AI coding tools usually do not remove engineering bottlenecks. They move them. Code generation gets faster first, then the constraint often shifts into review quality, testing, CI, architecture, security, reliability, product clarity, or coordination. The team feels faster locally before the engineering system becomes faster end to end.
That is why AI adoption can rise while delivery barely changes.
The useful leadership question is not "are engineers using AI?" It is "where is AI-generated speed being absorbed by the system?"

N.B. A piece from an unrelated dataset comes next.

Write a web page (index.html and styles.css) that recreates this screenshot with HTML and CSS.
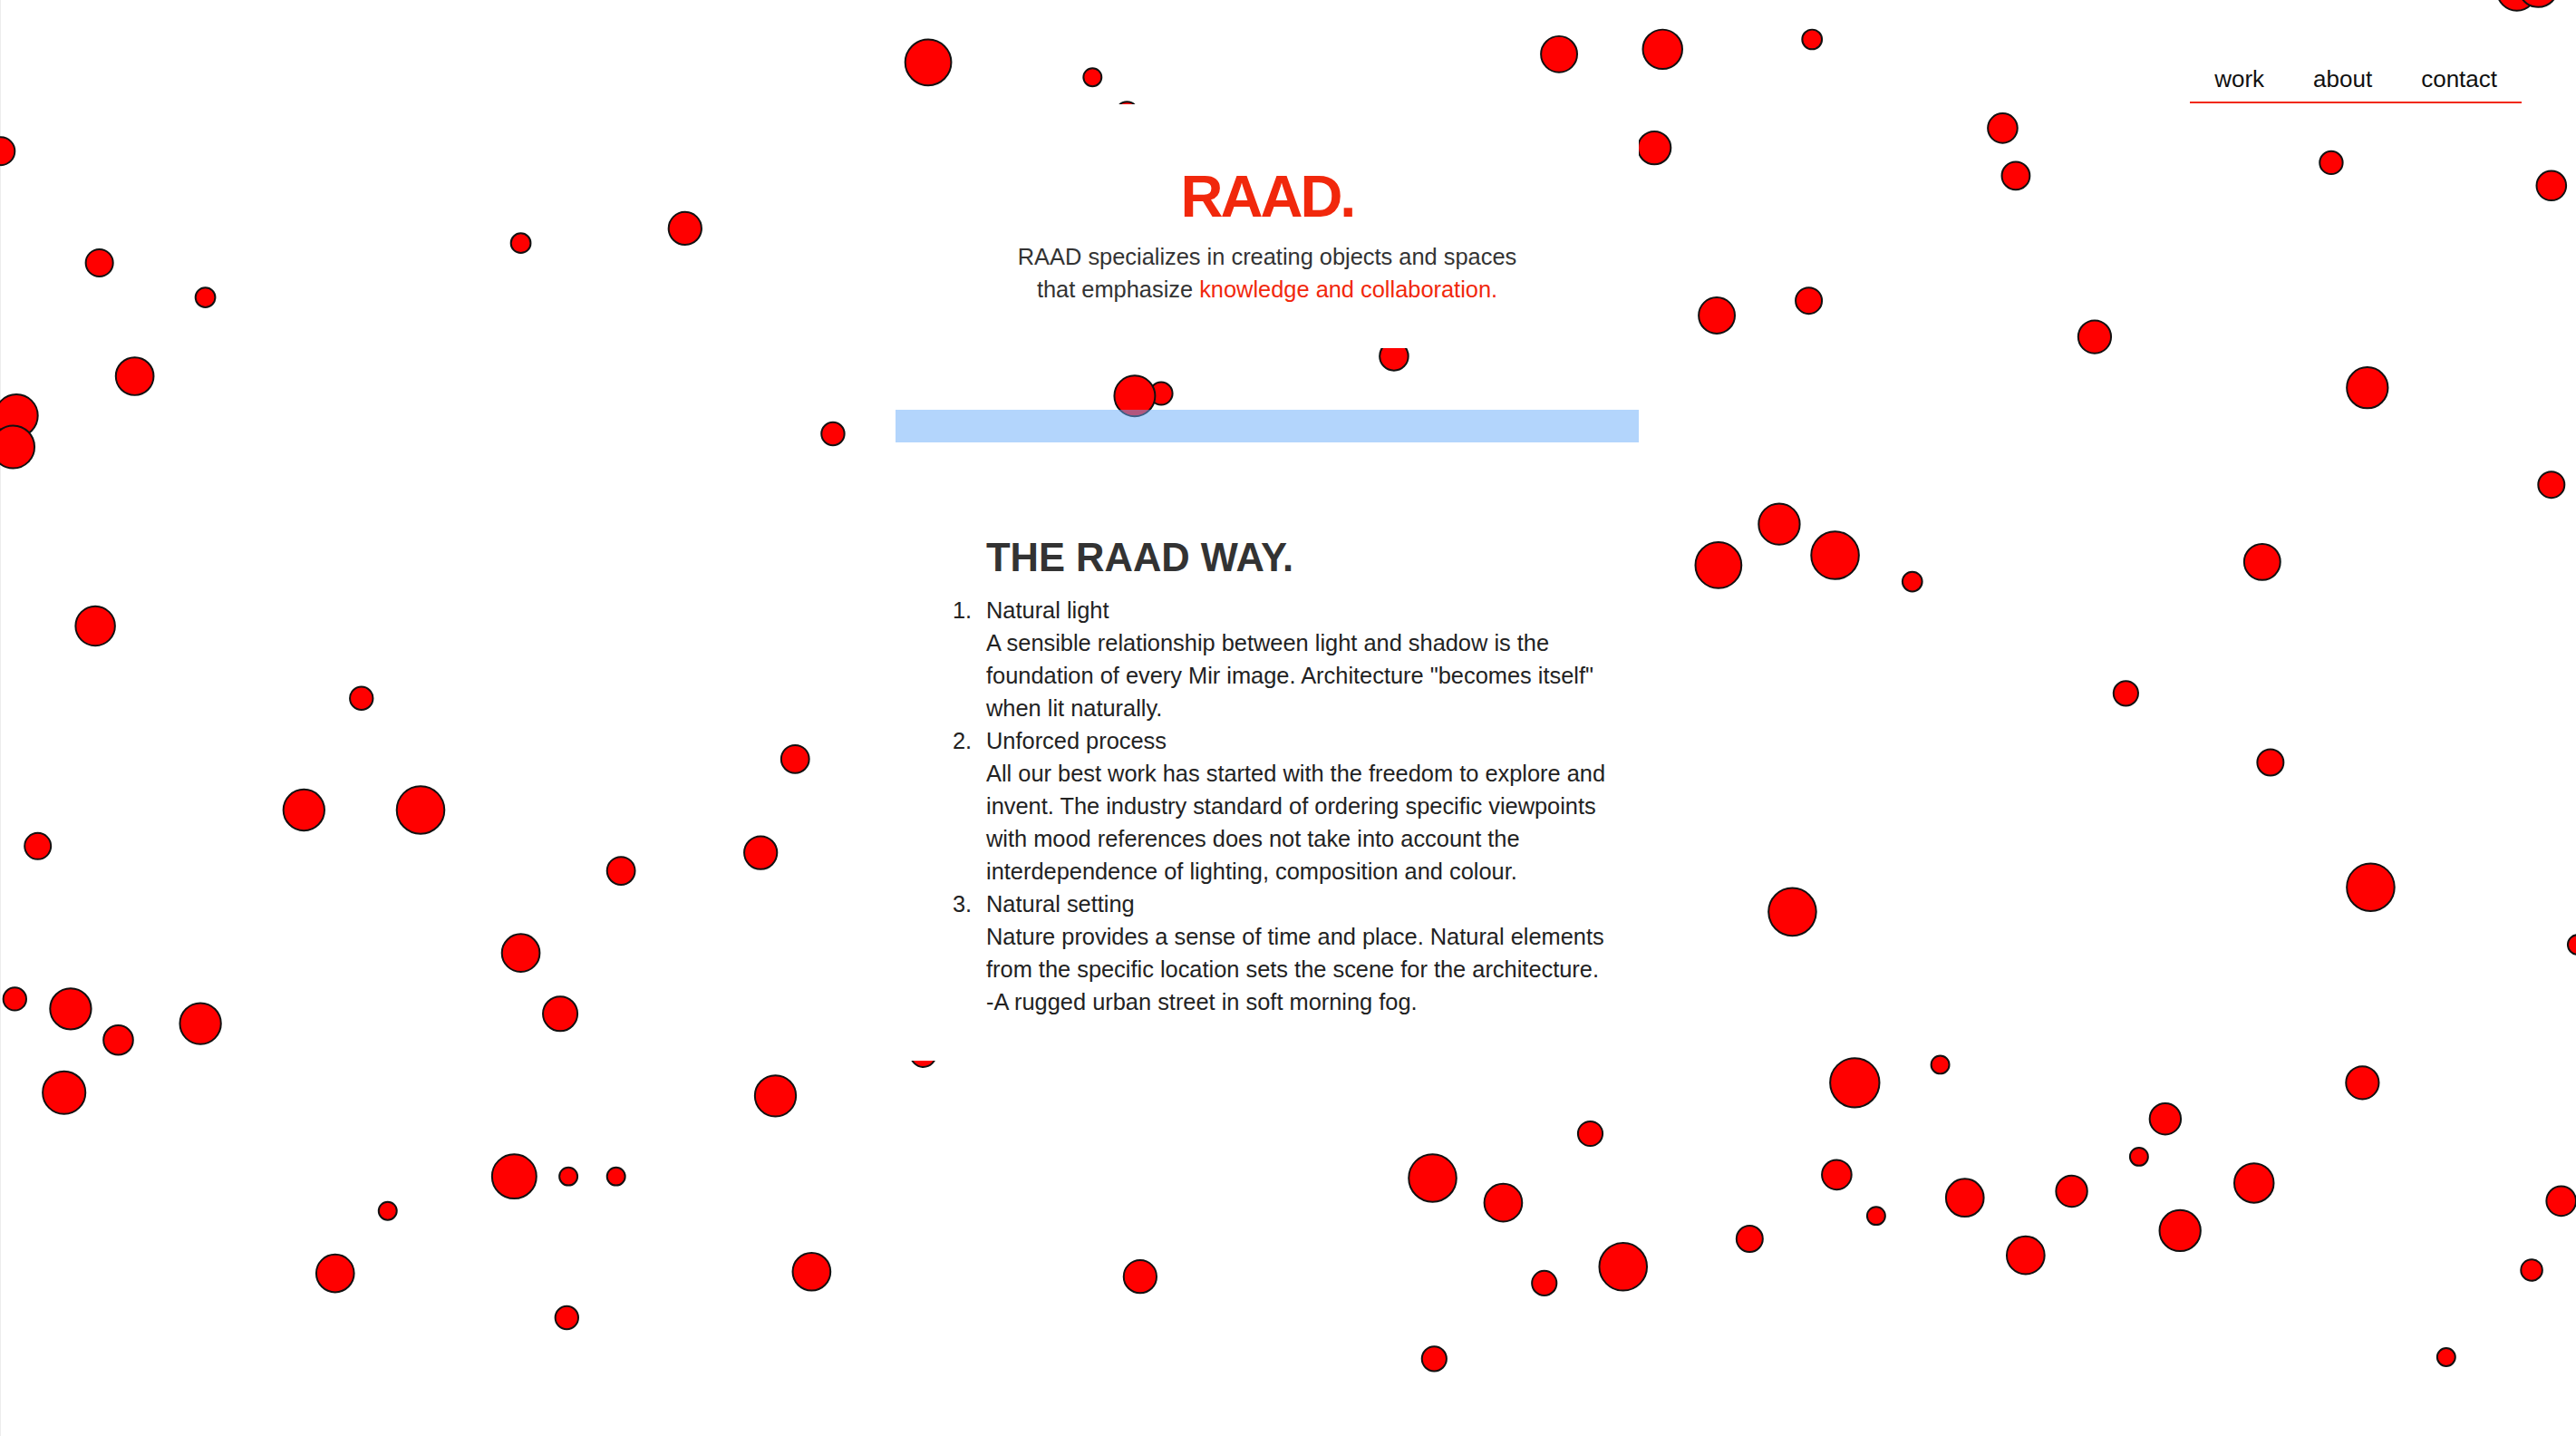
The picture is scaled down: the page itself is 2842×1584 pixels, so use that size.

| Finding | What It Means |
|---|---|
| AI accelerates code creation before delivery. | More code can appear before review, testing, and release systems are ready. |
| Review becomes a common bottleneck. | Reviewers must inspect larger, faster, and sometimes less familiar diffs. |
| Weak environments waste agent sessions. | Missing docs, slow tests, flaky CI, and unclear ownership turn AI leverage into retry loops. |
| Token spend can hide friction. | More spend may reflect repeated attempts, abandoned output, or rework. |
| Bottlenecks are measurable. | Engineer-agent effectiveness, agent readiness, prompt fluency, token cost effectiveness, rework, and DORA signals reveal where leverage gets stuck. |
Think of AI coding as increasing the input rate into the engineering system. If the downstream system does not change, a new constraint appears.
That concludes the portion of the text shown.